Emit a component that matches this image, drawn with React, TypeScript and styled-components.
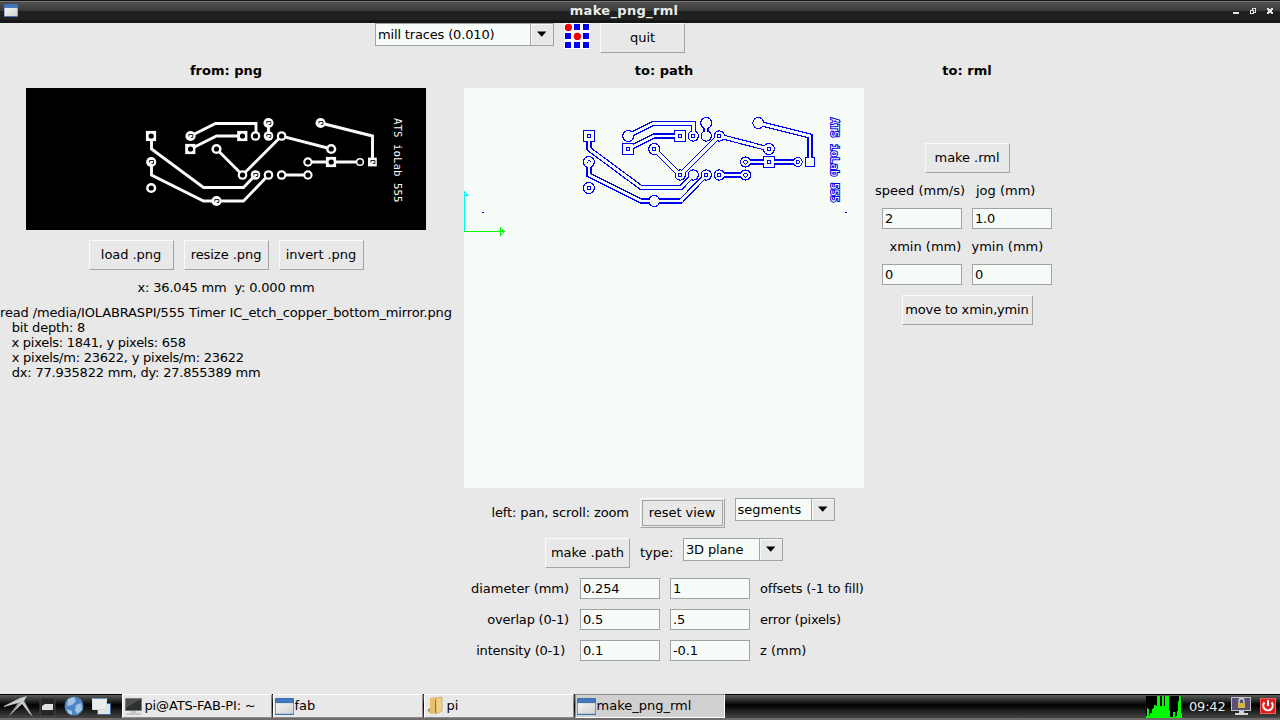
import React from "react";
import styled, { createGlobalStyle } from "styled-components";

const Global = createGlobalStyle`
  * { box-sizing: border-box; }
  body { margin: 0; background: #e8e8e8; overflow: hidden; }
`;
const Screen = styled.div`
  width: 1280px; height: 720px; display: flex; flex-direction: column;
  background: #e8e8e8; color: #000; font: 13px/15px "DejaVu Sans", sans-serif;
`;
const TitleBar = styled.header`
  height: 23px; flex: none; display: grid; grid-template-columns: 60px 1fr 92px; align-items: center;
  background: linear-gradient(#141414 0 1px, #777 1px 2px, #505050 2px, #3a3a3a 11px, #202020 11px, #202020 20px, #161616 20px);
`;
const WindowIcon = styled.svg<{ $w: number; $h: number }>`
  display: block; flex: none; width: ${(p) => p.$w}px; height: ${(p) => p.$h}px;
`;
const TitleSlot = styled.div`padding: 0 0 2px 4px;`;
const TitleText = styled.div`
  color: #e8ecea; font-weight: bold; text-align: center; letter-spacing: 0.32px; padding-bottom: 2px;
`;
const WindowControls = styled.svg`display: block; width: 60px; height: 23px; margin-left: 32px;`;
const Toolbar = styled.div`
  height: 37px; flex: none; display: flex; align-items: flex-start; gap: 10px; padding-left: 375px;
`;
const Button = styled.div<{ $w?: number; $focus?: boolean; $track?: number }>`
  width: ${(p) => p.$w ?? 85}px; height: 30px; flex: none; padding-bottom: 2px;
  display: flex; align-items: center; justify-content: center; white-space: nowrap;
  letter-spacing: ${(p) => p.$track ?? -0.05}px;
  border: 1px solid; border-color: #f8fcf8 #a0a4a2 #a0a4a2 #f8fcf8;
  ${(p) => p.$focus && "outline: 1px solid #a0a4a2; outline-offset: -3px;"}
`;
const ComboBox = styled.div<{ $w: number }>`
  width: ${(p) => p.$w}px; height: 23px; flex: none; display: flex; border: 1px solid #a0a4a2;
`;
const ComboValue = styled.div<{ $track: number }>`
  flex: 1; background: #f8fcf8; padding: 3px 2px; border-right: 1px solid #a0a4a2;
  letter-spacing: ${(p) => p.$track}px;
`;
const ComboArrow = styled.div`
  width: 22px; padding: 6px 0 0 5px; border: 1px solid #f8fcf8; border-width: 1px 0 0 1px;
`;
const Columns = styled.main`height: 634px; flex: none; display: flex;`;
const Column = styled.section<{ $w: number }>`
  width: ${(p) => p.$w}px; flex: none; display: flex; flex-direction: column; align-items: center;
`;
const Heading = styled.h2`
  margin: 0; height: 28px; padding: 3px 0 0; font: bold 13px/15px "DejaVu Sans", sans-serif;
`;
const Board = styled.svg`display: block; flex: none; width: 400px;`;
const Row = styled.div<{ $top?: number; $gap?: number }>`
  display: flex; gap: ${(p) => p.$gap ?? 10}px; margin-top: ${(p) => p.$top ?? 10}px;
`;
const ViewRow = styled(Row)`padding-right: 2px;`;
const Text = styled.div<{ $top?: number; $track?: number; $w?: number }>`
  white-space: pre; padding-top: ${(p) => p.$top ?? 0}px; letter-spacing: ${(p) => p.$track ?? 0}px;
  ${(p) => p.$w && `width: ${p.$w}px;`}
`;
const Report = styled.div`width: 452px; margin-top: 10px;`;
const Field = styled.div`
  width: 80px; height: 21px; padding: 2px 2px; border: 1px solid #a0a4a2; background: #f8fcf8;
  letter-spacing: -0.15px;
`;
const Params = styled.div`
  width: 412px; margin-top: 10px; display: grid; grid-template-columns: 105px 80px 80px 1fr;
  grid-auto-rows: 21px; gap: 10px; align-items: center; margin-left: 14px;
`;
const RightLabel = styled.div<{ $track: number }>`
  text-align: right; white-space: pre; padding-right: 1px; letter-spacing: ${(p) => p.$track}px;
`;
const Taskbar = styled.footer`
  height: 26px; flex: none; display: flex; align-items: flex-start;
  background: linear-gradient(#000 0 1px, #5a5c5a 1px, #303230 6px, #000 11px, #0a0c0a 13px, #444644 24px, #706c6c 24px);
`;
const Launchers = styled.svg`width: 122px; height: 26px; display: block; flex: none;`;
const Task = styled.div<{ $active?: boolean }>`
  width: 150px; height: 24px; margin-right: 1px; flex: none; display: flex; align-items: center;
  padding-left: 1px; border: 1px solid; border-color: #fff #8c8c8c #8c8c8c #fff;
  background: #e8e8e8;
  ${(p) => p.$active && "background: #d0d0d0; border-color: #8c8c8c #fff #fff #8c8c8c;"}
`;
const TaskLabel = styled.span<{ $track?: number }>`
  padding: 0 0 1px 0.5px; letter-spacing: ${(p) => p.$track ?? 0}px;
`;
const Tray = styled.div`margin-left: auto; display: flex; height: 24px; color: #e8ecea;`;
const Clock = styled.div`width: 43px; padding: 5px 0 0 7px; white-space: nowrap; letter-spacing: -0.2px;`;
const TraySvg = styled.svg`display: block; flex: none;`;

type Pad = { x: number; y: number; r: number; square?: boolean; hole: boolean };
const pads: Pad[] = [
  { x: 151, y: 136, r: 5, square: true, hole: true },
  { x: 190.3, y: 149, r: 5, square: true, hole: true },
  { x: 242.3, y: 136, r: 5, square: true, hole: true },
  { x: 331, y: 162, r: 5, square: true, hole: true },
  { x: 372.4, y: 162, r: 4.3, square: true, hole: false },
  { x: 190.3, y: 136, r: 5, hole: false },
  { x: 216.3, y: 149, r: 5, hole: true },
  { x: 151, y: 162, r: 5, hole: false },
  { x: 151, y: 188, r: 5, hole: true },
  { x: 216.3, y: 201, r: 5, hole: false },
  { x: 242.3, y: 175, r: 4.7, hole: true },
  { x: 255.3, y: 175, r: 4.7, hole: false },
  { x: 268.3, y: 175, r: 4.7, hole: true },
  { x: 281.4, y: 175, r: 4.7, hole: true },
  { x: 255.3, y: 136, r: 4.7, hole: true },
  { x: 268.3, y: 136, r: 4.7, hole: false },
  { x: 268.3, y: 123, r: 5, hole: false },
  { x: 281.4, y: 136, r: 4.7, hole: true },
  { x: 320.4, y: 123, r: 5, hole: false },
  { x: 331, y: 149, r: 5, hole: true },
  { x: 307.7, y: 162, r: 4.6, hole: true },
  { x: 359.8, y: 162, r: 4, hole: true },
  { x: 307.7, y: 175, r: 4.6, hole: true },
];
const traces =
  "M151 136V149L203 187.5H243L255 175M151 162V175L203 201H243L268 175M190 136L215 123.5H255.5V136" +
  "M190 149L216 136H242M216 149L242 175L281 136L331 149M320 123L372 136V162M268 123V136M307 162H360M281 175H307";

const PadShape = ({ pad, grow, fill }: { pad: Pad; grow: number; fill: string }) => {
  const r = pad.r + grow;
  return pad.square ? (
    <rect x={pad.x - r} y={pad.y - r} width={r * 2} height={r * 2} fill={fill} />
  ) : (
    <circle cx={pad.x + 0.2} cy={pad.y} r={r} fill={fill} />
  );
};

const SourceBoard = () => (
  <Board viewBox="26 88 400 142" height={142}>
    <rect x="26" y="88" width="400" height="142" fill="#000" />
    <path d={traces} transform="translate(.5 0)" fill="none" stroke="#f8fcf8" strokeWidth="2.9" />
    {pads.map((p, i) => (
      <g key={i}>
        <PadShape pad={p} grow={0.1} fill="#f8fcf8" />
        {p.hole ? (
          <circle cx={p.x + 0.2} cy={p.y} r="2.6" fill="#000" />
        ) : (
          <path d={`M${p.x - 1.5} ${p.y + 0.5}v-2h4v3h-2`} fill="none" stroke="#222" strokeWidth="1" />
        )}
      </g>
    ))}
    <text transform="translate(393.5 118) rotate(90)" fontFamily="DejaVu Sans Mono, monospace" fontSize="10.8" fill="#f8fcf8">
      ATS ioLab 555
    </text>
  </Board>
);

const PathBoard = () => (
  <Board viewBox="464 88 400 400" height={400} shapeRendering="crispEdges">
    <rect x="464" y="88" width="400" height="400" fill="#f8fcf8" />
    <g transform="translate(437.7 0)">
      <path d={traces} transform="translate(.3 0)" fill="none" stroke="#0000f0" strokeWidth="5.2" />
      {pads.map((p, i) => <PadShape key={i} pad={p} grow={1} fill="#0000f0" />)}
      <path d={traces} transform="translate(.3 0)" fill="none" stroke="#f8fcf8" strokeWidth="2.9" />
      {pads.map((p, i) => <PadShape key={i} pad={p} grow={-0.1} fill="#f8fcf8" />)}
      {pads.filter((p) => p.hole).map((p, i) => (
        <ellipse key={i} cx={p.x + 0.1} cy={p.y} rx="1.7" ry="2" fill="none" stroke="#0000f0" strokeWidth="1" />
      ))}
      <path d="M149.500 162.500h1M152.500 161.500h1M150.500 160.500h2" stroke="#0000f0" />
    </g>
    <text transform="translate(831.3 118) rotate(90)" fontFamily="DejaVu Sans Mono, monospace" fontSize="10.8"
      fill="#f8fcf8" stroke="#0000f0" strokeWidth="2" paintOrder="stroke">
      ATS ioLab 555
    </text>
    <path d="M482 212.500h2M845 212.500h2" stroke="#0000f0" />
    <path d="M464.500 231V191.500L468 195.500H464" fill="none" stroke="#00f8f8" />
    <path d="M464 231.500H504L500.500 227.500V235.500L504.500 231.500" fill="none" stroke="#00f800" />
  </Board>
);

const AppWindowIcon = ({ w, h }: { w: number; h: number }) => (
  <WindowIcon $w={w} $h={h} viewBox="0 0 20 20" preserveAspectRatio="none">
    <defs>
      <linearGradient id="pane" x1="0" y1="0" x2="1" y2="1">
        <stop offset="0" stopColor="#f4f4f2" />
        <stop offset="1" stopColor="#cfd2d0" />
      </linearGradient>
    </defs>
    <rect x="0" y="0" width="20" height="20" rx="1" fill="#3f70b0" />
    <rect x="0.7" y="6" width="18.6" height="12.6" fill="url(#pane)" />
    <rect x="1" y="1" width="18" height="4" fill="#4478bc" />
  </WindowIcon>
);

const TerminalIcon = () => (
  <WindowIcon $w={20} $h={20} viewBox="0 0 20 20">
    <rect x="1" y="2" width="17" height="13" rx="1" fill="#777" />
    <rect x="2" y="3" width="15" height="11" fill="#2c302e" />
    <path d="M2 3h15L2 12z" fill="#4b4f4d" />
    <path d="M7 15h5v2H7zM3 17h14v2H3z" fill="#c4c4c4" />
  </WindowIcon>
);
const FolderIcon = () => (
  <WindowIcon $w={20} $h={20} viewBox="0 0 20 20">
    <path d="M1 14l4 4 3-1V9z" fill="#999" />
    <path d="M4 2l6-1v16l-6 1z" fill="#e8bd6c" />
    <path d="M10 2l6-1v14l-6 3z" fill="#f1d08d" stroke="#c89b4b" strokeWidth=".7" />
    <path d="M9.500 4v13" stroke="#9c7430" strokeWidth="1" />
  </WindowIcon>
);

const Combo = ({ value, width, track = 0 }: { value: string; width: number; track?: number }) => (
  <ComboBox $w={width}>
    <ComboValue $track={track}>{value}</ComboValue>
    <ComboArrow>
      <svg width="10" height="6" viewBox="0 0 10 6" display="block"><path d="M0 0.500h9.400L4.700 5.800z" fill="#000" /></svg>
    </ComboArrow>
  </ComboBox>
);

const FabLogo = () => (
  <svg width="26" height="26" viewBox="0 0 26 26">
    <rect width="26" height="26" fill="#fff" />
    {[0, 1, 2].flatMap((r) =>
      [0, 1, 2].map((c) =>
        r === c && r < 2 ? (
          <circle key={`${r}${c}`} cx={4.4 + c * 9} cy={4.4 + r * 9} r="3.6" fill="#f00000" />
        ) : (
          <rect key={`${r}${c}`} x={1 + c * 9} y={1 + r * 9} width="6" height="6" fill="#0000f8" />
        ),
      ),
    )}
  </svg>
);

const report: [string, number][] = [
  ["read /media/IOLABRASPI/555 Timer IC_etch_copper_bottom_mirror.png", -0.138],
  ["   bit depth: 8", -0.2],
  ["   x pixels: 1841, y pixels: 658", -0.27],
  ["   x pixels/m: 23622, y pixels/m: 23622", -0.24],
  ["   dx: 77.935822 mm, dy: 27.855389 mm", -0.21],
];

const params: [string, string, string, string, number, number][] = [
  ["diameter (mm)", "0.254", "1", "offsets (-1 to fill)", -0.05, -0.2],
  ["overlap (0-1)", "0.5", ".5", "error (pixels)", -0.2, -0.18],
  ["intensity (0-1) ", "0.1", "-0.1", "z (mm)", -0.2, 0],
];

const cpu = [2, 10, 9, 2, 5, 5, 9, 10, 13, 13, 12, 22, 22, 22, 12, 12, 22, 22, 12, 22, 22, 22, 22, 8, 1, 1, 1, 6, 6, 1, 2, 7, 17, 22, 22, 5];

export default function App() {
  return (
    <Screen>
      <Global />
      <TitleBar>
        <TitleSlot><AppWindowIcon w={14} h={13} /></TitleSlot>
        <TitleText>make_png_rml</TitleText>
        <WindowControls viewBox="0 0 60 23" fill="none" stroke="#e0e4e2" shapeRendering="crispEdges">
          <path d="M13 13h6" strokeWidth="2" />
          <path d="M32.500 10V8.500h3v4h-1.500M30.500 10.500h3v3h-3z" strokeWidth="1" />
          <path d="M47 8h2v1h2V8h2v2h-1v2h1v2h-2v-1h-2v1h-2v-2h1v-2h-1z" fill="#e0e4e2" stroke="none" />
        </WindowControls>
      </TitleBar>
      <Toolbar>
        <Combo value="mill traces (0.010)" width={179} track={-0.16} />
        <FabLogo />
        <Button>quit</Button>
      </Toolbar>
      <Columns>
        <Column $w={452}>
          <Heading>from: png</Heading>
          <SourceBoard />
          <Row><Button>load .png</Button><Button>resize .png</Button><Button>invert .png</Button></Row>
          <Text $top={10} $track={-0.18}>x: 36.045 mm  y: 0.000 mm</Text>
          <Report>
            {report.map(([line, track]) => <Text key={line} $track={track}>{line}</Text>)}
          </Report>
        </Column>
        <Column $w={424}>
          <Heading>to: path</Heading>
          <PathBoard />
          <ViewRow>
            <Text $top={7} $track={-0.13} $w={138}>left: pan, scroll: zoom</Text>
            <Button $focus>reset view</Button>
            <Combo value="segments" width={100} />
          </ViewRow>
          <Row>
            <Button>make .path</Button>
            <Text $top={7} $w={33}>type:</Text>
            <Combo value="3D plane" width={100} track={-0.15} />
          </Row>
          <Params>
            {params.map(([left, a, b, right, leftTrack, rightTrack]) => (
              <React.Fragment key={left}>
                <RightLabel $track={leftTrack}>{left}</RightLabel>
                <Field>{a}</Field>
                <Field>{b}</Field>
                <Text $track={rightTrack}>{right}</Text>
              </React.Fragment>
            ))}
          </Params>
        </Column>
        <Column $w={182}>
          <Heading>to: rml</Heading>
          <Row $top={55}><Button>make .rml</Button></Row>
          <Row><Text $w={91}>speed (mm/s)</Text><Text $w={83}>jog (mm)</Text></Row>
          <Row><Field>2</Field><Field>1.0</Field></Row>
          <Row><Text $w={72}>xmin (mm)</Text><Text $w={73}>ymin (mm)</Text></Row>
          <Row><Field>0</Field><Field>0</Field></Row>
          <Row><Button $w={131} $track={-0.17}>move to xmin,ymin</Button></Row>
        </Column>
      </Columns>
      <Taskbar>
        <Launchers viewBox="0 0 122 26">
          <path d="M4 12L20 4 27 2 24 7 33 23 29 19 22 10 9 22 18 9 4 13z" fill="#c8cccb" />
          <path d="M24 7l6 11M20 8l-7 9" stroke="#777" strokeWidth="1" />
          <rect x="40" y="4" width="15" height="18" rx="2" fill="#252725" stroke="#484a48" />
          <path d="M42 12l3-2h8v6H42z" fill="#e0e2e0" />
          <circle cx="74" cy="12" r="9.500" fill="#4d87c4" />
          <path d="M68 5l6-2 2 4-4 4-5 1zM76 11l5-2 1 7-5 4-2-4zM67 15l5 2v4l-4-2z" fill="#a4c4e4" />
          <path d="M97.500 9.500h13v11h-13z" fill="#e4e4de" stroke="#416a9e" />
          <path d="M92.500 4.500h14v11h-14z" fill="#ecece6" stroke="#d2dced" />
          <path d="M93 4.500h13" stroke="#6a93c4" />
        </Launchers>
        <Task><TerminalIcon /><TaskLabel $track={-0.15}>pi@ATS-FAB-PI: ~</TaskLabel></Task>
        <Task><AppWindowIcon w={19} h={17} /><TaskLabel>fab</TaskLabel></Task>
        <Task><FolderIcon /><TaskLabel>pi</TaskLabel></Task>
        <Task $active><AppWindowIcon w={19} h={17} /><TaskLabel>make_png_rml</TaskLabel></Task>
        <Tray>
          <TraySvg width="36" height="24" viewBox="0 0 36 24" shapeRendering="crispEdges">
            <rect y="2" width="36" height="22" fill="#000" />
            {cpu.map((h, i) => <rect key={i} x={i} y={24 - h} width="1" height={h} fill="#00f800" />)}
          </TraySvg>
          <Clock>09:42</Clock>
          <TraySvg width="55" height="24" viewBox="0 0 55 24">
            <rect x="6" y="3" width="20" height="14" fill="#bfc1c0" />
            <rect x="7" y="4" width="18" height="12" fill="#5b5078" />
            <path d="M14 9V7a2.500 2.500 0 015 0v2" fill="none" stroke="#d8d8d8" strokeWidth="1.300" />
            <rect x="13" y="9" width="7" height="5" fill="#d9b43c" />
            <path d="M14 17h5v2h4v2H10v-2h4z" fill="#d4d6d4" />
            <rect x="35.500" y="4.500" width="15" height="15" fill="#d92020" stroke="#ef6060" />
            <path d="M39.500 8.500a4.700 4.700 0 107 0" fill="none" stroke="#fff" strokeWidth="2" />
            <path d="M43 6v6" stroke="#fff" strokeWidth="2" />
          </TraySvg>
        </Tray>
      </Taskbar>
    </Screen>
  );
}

****

__The problem__
Determine how many lines of the material include the string "components". Output only that count.

__Exercise output__
2